The other person who greatly influenced his faith in God was his wife, Juanita. They were married for 60 years, most of which they spent working together in their family business six days a week. According to Papaw, she didn’t work with him for free. He chuckled, “I paid her in dimes. She literally took every single dime that came through our store!” Papaw laughed and then continued with a smile, “Some folks would come in just to pay their whole bill in dimes because they knew that way Juanita would get her spending money.” Describing her as his better half, Papaw said, “I never knew her to get angry or to say a cross word to anyone. She had a sweet spirit through and through. She’s been gone almost seven years, but not a day goes by that I don’t miss her being here with me.”
This past September, Papaw celebrated his 90th birthday with a luncheon party. The party menu was filled with many of his favorite treats, including “The Gospel Bird” — Papaw’s special name for fried chicken. Surrounded by his five children and their spouses, ten of his twelve grandchildren and their spouses, and a myriad of great-grandchildren, Papaw shared with everyone how he had very few regrets about his life. “I am happy. I am blessed. God is good.”

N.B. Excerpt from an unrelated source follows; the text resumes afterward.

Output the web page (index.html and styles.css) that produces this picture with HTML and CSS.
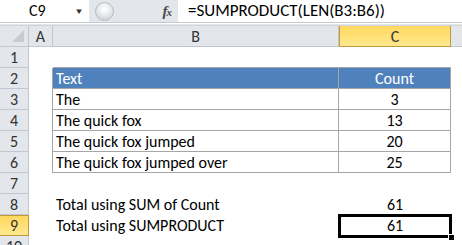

Lovingly, Papaw admonished his family to cultivate relationships with others. “Doing so,” he said, “will allow you to have more opportunities to talk about spiritual matters. When chances come along to talk about these things, do not be fearful to tell other people who do not know Jesus about the free gift of salvation found through Him. After all,” Papaw concluded, “at the end of your life, that’s all that really matters.”